これまでコツコツ作成してきた結果、30曲くらいたまっているが、それらを一つ一つまた手動で変換するのはさすがに厳しい。
それに今後196bpm版とか200bpm版とか作る手間を考えるととてもじゃないがマニュアルでやる気になれない・・・。
ということで自動化に踏み切ることにした。
自動ピッチ変換
ピッチ(正確にはピッチ(音程、キー)は変更せずにタイムストレッチするので語弊があるが)を変換するのはJavaでもできるんだろうが、とりあえず最近お世話になっているPythonで試してみる。

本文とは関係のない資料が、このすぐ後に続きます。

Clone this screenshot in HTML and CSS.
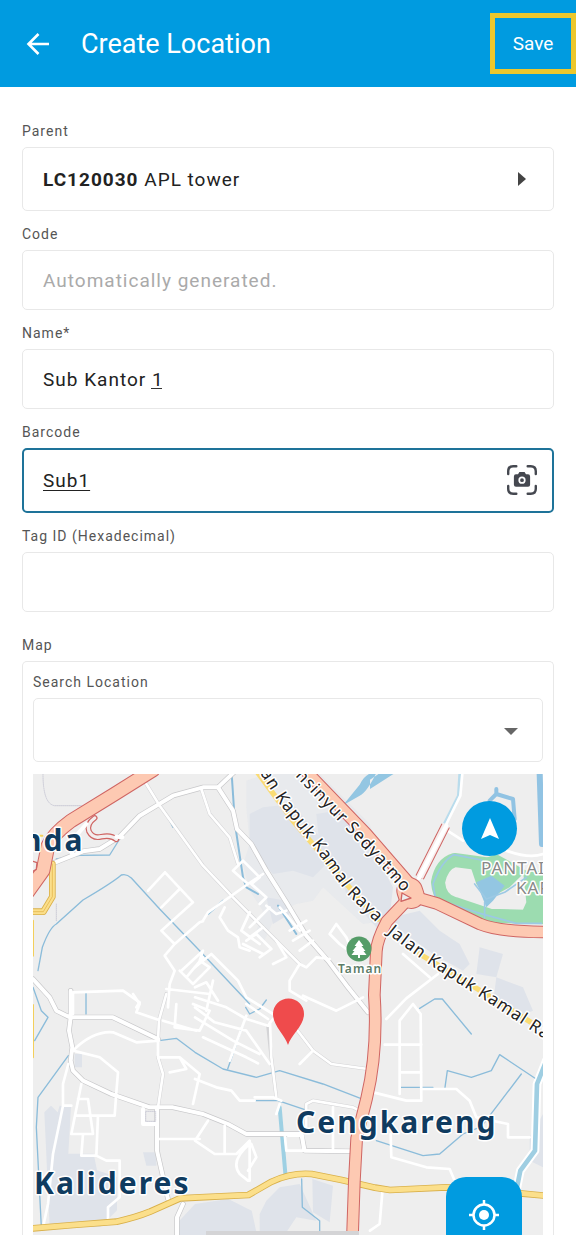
FILE: index.html
```html
<!DOCTYPE html>
<html lang="en">
<head>
<meta charset="utf-8">
<meta name="viewport" content="width=device-width, initial-scale=1">
<title>Create Location</title>
<link rel="stylesheet" href="styles.css">
</head>
<body>
<div class="screen">
  <header class="app-bar">
    <button class="back" type="button" aria-label="Back">
      <svg viewBox="0 0 24 24" width="24" height="24" fill="none" stroke="currentColor" stroke-width="2.6"><path d="M23 12H3M12.5 2 2.5 12l10 10"/></svg>
    </button>
    <h1 class="title">Create Location</h1>
    <button class="save" type="submit" form="location-form">Save</button>
  </header>

  <form class="form" id="location-form">
    <div class="field">
      <label class="label" for="parent">Parent</label>
      <button class="box box-tall picker" id="parent" type="button">
        <span><b>LC120030</b> APL tower</span>
        <svg class="picker-arrow" viewBox="0 0 8 14" width="8" height="14" fill="currentColor"><path d="M0 0l8 7-8 7z"/></svg>
      </button>
    </div>
    <div class="field">
      <label class="label" for="code">Code</label>
      <input class="box" id="code" type="text" placeholder="Automatically generated." readonly>
    </div>
    <div class="field">
      <label class="label" for="name">Name*</label>
      <div class="input-wrap">
        <input class="box" id="name" type="text" value="Sub Kantor 1">
        <span class="composing"></span>
      </div>
    </div>
    <div class="field">
      <label class="label" for="barcode">Barcode</label>
      <div class="input-wrap">
        <input class="box box-active" id="barcode" type="text" value="Sub1">
        <button class="scan" type="button" aria-label="Scan barcode">
          <svg viewBox="0 0 87 87" width="30" height="30">
            <g fill="none" stroke="currentColor" stroke-width="7" stroke-linecap="round"><path d="M3.500 26V18Q3.500 3.500 18 3.500H27M60 3.500H69Q83.500 3.500 83.500 18V26M83.500 61V69Q83.500 83.500 69 83.500H60M27 83.500H18Q3.500 83.500 3.500 69V61"/></g>
            <path fill="currentColor" d="M26 27h6l4-7h15l4 7h6q6 0 6 6v24q0 6-6 6H26q-6 0-6-6V33q0-6 6-6z"/>
            <circle cx="43.500" cy="44" r="8" fill="none" stroke="#fff" stroke-width="5"/>
          </svg>
        </button>
      </div>
    </div>
    <div class="field">
      <label class="label" for="tag">Tag ID (Hexadecimal)</label>
      <input class="box" id="tag" type="text">
    </div>

    <section class="field map-field" aria-labelledby="map-title">
      <h2 class="label" id="map-title">Map</h2>
      <div class="map-card">
        <div class="field">
          <label class="label" for="search">Search Location</label>
          <div class="input-wrap">
            <select class="box box-tall" id="search"><option value=""></option></select>
            <svg class="caret" viewBox="0 0 14 7" width="14" height="7" fill="currentColor"><path d="M0 0h14L7 7z"/></svg>
          </div>
        </div>
        <div class="map">
          <svg class="map-art" viewBox="0 0 510 461" preserveAspectRatio="xMidYMin slice" role="img" aria-label="Map of Cengkareng and Kalideres">
            <defs>
              <path id="kapuk-a" d="M227 -1L246 29L282 75L315 121L352 157"/>
              <path id="kapuk-b" d="M354 159Q372 174 397 191L442 220L530 277"/>
              <path id="sedyatmo" d="M262 2L308 50L340 84L382 132"/>
            </defs>
            <g transform="scale(.33333)" fill="none" stroke-linejoin="round" stroke-linecap="round">
              <path fill="#eee" d="M0 0h1530v1400H0z"/>
              <!-- built-up areas -->
              <g fill="#dfe3ea">
                <path d="M640 20l60-20h160l150 150 60 180-20 110-60 10-120-110-30 40-50 10-60 30-40 90-20-40 20-60-40-60-20-80 20-60-10-110z" opacity=".4"/>
                <path d="M650 120l40-20 90-10 90 110 20 60-50 50-60-20-60 10-70-80zM850 120l60-10 120 140 50 90-10 90-40 30-90-100-20-70-60-70z"/>
                <path d="M700 370l60 10 10 40-50 30zM1080 430l80-20 60 60 60 40 30 60-20 20-90-50-110-80zM1340 520l70 20-20 70-60-10zM1390 610l80 30 30 70-50 20-70-40z"/>
                <path d="M34 1015l20-20 20 20 6-20 34 4-8 140 76 0 10 50 60 20v100l-50 50H50zM330 1135h40v40h-30zM125 840h22v40h-22z"/>
                <path d="M486 1290l100-15 70 35 20 90H430v-50zM680 1320l20-40 40-40 60-10 50 110-60-10-40 60h-70zM838 1215l62 20-10 110-50-30zM1490 1090l40-70v160l-40-20z"/>
              </g>
              <!-- green park and lakes -->
              <path stroke="#9cdcb0" stroke-width="42" d="M1370 272L1265 258Q1225 270 1215 325Q1220 380 1265 390L1370 425L1550 430"/>
              <path fill="#9cdcb0" d="M1310 270l80-30 90 50-50 50-65 35-35-45zM1470 290h60v150h-75l25-55z"/>
              <path fill="#93c6e2" d="M1330 325l45-20 40 30-35 45-20 20zM930 94l50-62q20-40 50-35-30 60-50 68zM1011 45l75-48h-45l-30 20z"/>
              <g stroke="#9cc9e4" stroke-width="5"><path d="M1345 258L1262 242Q1225 262 1200 330L1208 375L1330 415L1450 448L1525 448M1360 375L1415 355L1480 310M1360 375L1325 330M1355 385v45"/></g>
              <path stroke="#91c3e3" stroke-width="12" d="M1370 80l20-20 50 15 5 60M1390 45v15"/>
              <path stroke="#91c3e3" stroke-width="18" d="M1520 0L1527 210"/>
              <path stroke="#fff" stroke-width="26" d="M1540 860L1512 930L1506 1130L1462 1190L1452 1240"/>
              <path stroke="#9fcee2" stroke-width="14" d="M1540 860L1512 930L1506 1130L1462 1190L1452 1240"/>
              <path stroke="#b9dcec" stroke-width="8" d="M1280 0L1276 65L1228 160"/>
              <g stroke="#8bbcda" stroke-width="4">
                <path d="M15 590L28 520Q50 460 70 450L150 378Q240 325 265 303Q280 298 295 312L380 405L500 530L650 690"/>
                <path d="M0 640L25 710L45 730L5 800M106 845L15 970L10 1060L25 1360M159 655V720"/>
                <path d="M70 255L140 244L230 243L260 195M373 82L400 120L420 160"/>
                <path stroke-width="6" d="M596 0L606 150L630 310L640 340L675 360M735 395L790 480M525 420L570 380"/>
                <path d="M378 800L430 793L486 835L570 885L670 910L740 890L870 930L1000 980"/>
                <path d="M638 730L584 885M638 700l12 20 30-15 20-27M665 980H735L840 1015M1030 1100L1170 1145L1220 1140L1290 1080L1345 1058L1465 900"/>
                <path d="M1160 703L1205 675L1228 675L1315 780M1236 940L1243 890L1315 910L1375 890L1400 842L1505 912M1100 940H1200M806 1215L808 1300L860 1340V1400"/>
              </g>
              <path stroke="#9ed0e3" stroke-width="12" d="M740 1000L758 1210"/>
              <!-- street casings -->
              <g stroke="#c8c8ca" stroke-width="16">
                <path d="M60 268L150 232L200 225L260 188L320 125L420 65L510 40H555L608 -10"/>
                <path d="M555 40L600 110L612 165L655 210L700 290L760 385L820 485L885 560L945 640L1005 715"/>
                <path d="M0 615L50 670L70 710L110 730H240L375 795M113 650V730L108 770L118 820L113 860L120 890L150 920L235 960L350 1000H420L510 1020L585 1050L640 1080H805L815 1130L955 1132M372 1000V1130L405 1275M432 1400V1330L450 1290"/>
              </g>
              <g stroke="#d4d4d6" stroke-width="11">
                <path d="M340 30L380 95L510 275L600 370L700 470L800 570M505 45L530 120L590 190L615 270M400 660L378 738L375 800M375 850L390 900L375 1000M705 755L715 850L730 970M790 765L840 830L895 870L1005 885M820 1070V990L840 980L960 1000L1000 1020"/>
              </g>
              <!-- minor streets -->
              <g stroke="#fff" stroke-width="8">
                <path d="M340 30L380 95L510 275L600 370L700 470L800 570L820 580L850 550L890 555M505 45L530 120L590 190L615 270"/>
                <path d="M396 295L480 385L385 470L425 510L500 445L510 442M396 295L345 350M440 345L385 400M425 510L395 545L425 590L410 630L405 700M400 645L530 660M445 590L510 530L500 560L530 580L480 630L440 590M460 610L510 550"/>
                <path d="M120 720V655L270 650L320 685L310 700M510 440L525 415L645 330L690 300M645 330L600 290L630 260L680 310L655 330L700 370L680 390M575 400L560 430L585 470L615 490L620 520L650 530M650 460L710 400M640 500L670 480L715 525L680 550M740 400L800 470M770 470L820 440M780 500L830 470M800 530L840 500M690 460L650 490M730 500L760 550L720 570M630 510L690 540"/>
                <path d="M700 395L730 420L760 410M650 415L625 470L680 510M890 480L910 450L940 490L960 540L920 510zM800 570L770 620V650L820 680"/>
                <path d="M486 580L535 540L615 620L640 670L720 720M486 640L520 625L555 680M540 620L520 710M486 700L545 745L640 770L710 870M640 725L590 860M486 730L600 800L680 840M510 790L640 850L675 868"/>
                <path d="M300 660L320 690L310 715L378 738M400 660L378 738L375 800M375 800V850L440 850L460 885L410 895M375 850L390 900L375 1000M440 850L500 900L480 990M390 740L490 770M430 690L425 760L500 770L530 710L480 690M120 830Q180 770 240 775L310 805L378 800M120 830L200 850L255 895L250 955L245 1025H130M145 930L115 1080M135 975H165L180 1080H120M195 1025L190 1145H145L150 1080M190 1145L220 1160H260V1270L225 1300V1350M106 870L90 930V995L60 1140L45 1290L30 1360M92 995H115M378 1095H500"/>
                <path d="M486 915L550 940L595 950L620 980H665M665 970H720L745 980M740 990L730 1020M711 745L715 850L730 970M790 765L840 830L895 870L1005 885M840 830L800 870M640 690L705 735M486 670L580 700L640 735L705 755L720 735M810 665L910 710L930 700L990 670M820 1070V990L840 980L960 1000L1000 1020M765 1085H810V1130H760L755 1080M900 1125V1000M486 1100L545 1140H610L650 1100V1220M650 1110Q590 1160 620 1200L645 1220M655 1110L670 1150L645 1190M525 1040L486 1100M575 1055V1140"/>
                <path d="M1048 1255L1040 1350L1011 1370M1073 1080L1075 1150L1180 1180L1250 1185L1265 1220M1000 950L1120 980H1165L1163 720L1140 690L1100 740V960M1055 812H1165M1100 895H1165M1165 945H1270L1310 980L1330 1030L1425 1050V1090H1490M1060 735L1120 673L1215 600M1110 540L1190 610M1235 165L1290 200M1420 230Q1490 255 1530 240"/>
              </g>
              <g stroke="#fff" stroke-width="12">
                <path d="M60 268L150 232L200 225L260 188L320 125L420 65L510 40H555L608 -10"/>
                <path d="M555 40L600 110L612 165L655 210L700 290L760 385L820 485L885 560L945 640L1005 715"/>
                <path d="M0 615L50 670L70 710L110 730H240L375 795M113 650V730L108 770L118 820L113 860L120 890L150 920L235 960L350 1000H420L510 1020L585 1050L640 1080H805L815 1130L955 1132M372 1000V1130L405 1275M432 1400V1330L450 1290"/>
                <path d="M330 1005v45h40M108 220l10 20"/>
                <path stroke-width="8" d="M1288 0L1282 65L1240 150"/>
              </g>
              <path stroke="#bbc" stroke-width="2" d="M338 1012h30v30h-30zM30 0q0 90 35 95h80M70 390v50" stroke-dasharray="3 3"/>
              <!-- secondary roads -->
              <path stroke="#d9b04a" stroke-width="20" d="M0 1363L121 1353L251 1343Q310 1330 351 1313L441 1273L501 1270L646 1263L716 1223Q776 1195 836 1200L926 1218L1026 1241L1071 1248L1241 1240L1461 1258L1535 1265M58 270V368L31 413H0"/>
              <path stroke="#fbdf8b" stroke-width="15" d="M0 1363L121 1353L251 1343Q310 1330 351 1313L441 1273L501 1270L646 1263L716 1223Q776 1195 836 1200L926 1218L1026 1241L1071 1248L1241 1240L1461 1258L1535 1265M58 270V368L31 413H0"/>
              <path stroke="#dfad43" stroke-width="2" d="M58 270V368L31 413H0"/>
              <path stroke="#f3cf5c" stroke-width="6" d="M0 440v105M0 693V850M0 185h28"/>
              <path stroke="#fadc74" stroke-width="16" d="M670 -10L780 140L945 335L1035 435M1160 540L1350 655L1510 755"/>
              <!-- motorways -->
              <g stroke="#cf6563">
                <path stroke-width="17" d="M185 132Q160 150 168 172Q180 195 205 188Q235 182 250 196"/>
                <path stroke-width="28" stroke-linecap="butt" d="M1238 155L1160 310"/>
                <path stroke-width="44" d="M360 -12L245 60L115 140Q60 180 45 215L30 290L-20 360"/>
                <path stroke-width="38" d="M808 -20L1000 180L1130 330M1130 365L1211 388L1341 450Q1400 474 1540 474M1130 370L1061 443Q1031 500 1030 533L1024 663Q1035 830 1001 973L971 1093L964 1223L958 1400"/>
                <path stroke-width="80" d="M1130 350l5 15"/>
              </g>
              <g stroke="#fdc9b2">
                <path stroke="#f3eeee" stroke-width="10" d="M185 132Q160 150 168 172Q180 195 205 188Q235 182 250 196"/>
                <path stroke="#f6eeee" stroke-width="22" stroke-linecap="butt" d="M1240 151L1160 310"/>
                <path stroke-width="38" d="M360 -12L245 60L115 140Q60 180 45 215L30 290L-20 360"/>
                <path stroke-width="32" d="M808 -20L1000 180L1130 330M1130 365L1211 388L1341 450Q1400 474 1540 474M1130 370L1061 443Q1031 500 1030 533L1024 663Q1035 830 1001 973L971 1093L964 1223L958 1400"/>
                <path stroke-width="74" d="M1130 350l5 15"/>
              </g>
              <path stroke="#cf6563" stroke-width="4" fill="#eee" d="M1107 357l27 15-30 10zM0 262l12 4-2 20-10 6"/>
              <path stroke="#fff" stroke-width="12" d="M250 188l18 2M1158 312L1240 155M108 220l10 18M125 190l35-40"/>
            </g>
            <g class="road-name">
              <text><textPath href="#kapuk-a">an Kapuk Kamal Raya</textPath></text>
              <text><textPath href="#kapuk-b">Jalan Kapuk Kamal Raya</textPath></text>
              <text><textPath href="#sedyatmo">nsinyur Sedyatmo</textPath></text>
            </g>
            <text class="area-name" x="448" y="100">PANTAI</text>
            <text class="area-name" x="483" y="120">KAPUK</text>
            <circle cx="326" cy="175" r="12.500" fill="#559c68"/>
            <path fill="#fff" d="M326 166l4.500 6h-2l4 5h-2l3 4h-6.500v3h-2v-3h-6.500l3-4h-2l4-5h-2z"/>
            <text class="poi-name" x="305" y="199">Taman</text>
            <text class="place-name" x="-11" y="77">nda</text>
            <text class="place-name" x="263" y="359">Cengkareng</text>
            <text class="place-name" x="1" y="420">Kalideres</text>
            <path fill="#ef4b4c" d="M255 271C252 261 240 252 240 240a15.500 15.500 0 0 1 31 0C271 252 258 261 255 271z"/>
          </svg>
          <button class="compass" type="button" aria-label="Face north">
            <svg viewBox="0 0 18 21" width="18" height="21" fill="#fff"><path d="M9 0l9 21-9-4-9 4z"/></svg>
          </button>
          <button class="locate" type="button" aria-label="My location">
            <svg viewBox="0 0 30 30" width="30" height="30" fill="none" stroke="#fff" stroke-width="2.500"><circle cx="15" cy="15" r="10.500"/><circle cx="15" cy="15" r="5" fill="#fff" stroke="none"/><path d="M15 0v5M15 25v5M0 15h5M25 15h5"/></svg>
          </button>
          <span class="gesture-bar"></span>
        </div>
      </div>
    </section>
  </form>
</div>
</body>
</html>
```
FILE: styles.css
```css
* { box-sizing: border-box; }

body {
  margin: 0;
  background: #fff;
  color: #222;
  font-family: Roboto, "Liberation Sans", sans-serif;
}

button, input, select { font: inherit; color: inherit; letter-spacing: inherit; }
button { padding: 0; border: 0; background: none; cursor: pointer; }
svg { display: block; }

.screen { display: flex; flex-direction: column; height: 100vh; min-height: 1000px; overflow: hidden; }

.app-bar {
  display: flex;
  align-items: center;
  flex: none;
  height: 87px;
  padding-left: 26px;
  background: #009be0;
  color: #fff;
}
.title { flex: 1; margin: 0 0 0 31px; font-size: 27px; font-weight: 400; line-height: 32px; }
.save { width: 86px; height: 61px; border: 5px solid #edc72c; font-size: 19px; }

.form {
  display: flex;
  flex: 1;
  flex-direction: column;
  gap: 15px;
  min-height: 0;
  padding: 36px 22px 0;
  letter-spacing: 1px;
}
.field { display: flex; flex-direction: column; gap: 8px; }
.label { margin: 0; color: #555; font-size: 14px; font-weight: 400; line-height: 16px; }

.box {
  display: block;
  width: 100%;
  height: 60px;
  padding: 0 20px;
  border: 1px solid #e8e8e8;
  border-radius: 5px;
  outline: 0;
  background: #fff;
  font-size: 19px;
}
.box::placeholder { color: #aaa; opacity: 1; }
.box-tall { height: 64px; }
.box-active { height: 65px; padding: 0 62px 0 19px; border: 2px solid #1e7399; text-decoration: underline; text-underline-offset: 3px; }
.picker { display: flex; align-items: center; justify-content: space-between; padding-right: 27px; text-align: left; }
.picker-arrow { color: #444; }

.input-wrap { position: relative; }
.composing { position: absolute; top: 39px; left: 129px; width: 11px; height: 1px; background: #333; }
.scan { position: absolute; top: 17px; right: 17px; color: #454850; }
.caret { position: absolute; top: 30px; right: 25px; color: #666; pointer-events: none; }
select.box { appearance: none; }

.map-field { flex: 1; min-height: 0; margin-top: 10px; }
.map-card {
  display: flex;
  flex: 1;
  flex-direction: column;
  gap: 12px;
  min-height: 0;
  padding: 12px 10px 0;
  border: 1px solid #e8e8e8;
  border-bottom: 0;
  border-radius: 5px 5px 0 0;
}
.map { position: relative; flex: 1; min-height: 0; overflow: hidden; background: #eee; }
.map-art { width: 100%; height: 100%; font-family: "Noto Sans", "Open Sans", sans-serif; }
.map-art text { paint-order: stroke; stroke: #fff; stroke-width: 3px; stroke-linejoin: round; }
.place-name { fill: #0f3b60; font-size: 30px; font-weight: 700; letter-spacing: 2px; }
.road-name { fill: #222; font-size: 17px; letter-spacing: 1px; }
.area-name { fill: #888; font-size: 17px; letter-spacing: 1px; }
.poi-name { fill: #5c7c68; font-size: 12px; font-weight: 600; letter-spacing: 1px; }

.compass, .locate { position: absolute; display: grid; place-items: center; background: #009be0; }
.compass { top: 27px; right: 26px; width: 55px; height: 55px; border-radius: 50%; }
.locate { right: 21px; bottom: -18px; width: 76px; height: 76px; border-radius: 20px; }
.gesture-bar { position: absolute; bottom: 0; left: 34%; width: 30%; height: 4px; background: #d4d4d6; }
```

調べてみるとLibrosaという音楽用ライブラリでテンポの取得と変更ができるようだったのでまずはPIPでインストール。
プログラムの手順としてはこんな感じ。
- フォルダと変換後のBPMを指定
- 当該フォルダ内のMP3ファイル一覧を取得してひとつずつ処理
- MP3ファイルの元楽曲BPMを取得
- ターゲットBPMとの差分(変換パラメータ)を計算
- ターゲットBPMに変換処理
- MP3で書き出し
まずはフォルダ内に変換したいMP3ファイル(今回はRockyから数曲)を入れる。
プログラムを走らせると自動でターゲットBPMのフォルダを作成。
そのフォルダ内に変換後ファイルを書き出し。わかりやすいようにファイル名の接頭辞に「194bpm_」をつける。
上記Length(楽曲の長さ)を見ていただくとわかる通り、ちゃんと短く(=再生速度が速く)なっている。
ちなみにやり方はいくつかあるらしく、Librosaでは(設定で直るのかも知れないが)音が籠もった感じで変換されてしまい、別途waveのライブラリを使ってタイムストレッチを試してみる。
これだと音質は保てるのだが、タイムストレッチで再生速度を上げるとピッチの音程も高くなってしまう。
まあランニング中に聴く曲なんて元々テンポの速い曲が多く、タイムストレッチして聴いてもそこまで違和感はない(たとえば男性の声が女性に聞こえるほどではない)ので十分実用に耐えうる状態ではある。
逆に原曲が遅いテンポでゆっくりした曲だった場合、194bpmとかにするとかなり速くなって別の曲のようになってしまうだろう・・・。
実走
テストはうまくいったので30曲くらい一気に194bpmに変換して保存。
やはり自動化ができると楽。
聴きたい曲を選んでプログラムを流せば勝手に作成。
作成後はスマホに入れて外へ。
実際にトラックに行って194bpmに変換した音楽に合わせて走ってみる。
そもそも自分の貧脚ではピッチを合わせるのにも一苦労という問題があるが、変換後の194bpm前後のピッチで走れているので当初の目標は達成できた。
とりあえずやりたいことはできたのでひとまずOK。
今後もお世話になるプログラムなので逐次改善していきたいと思う。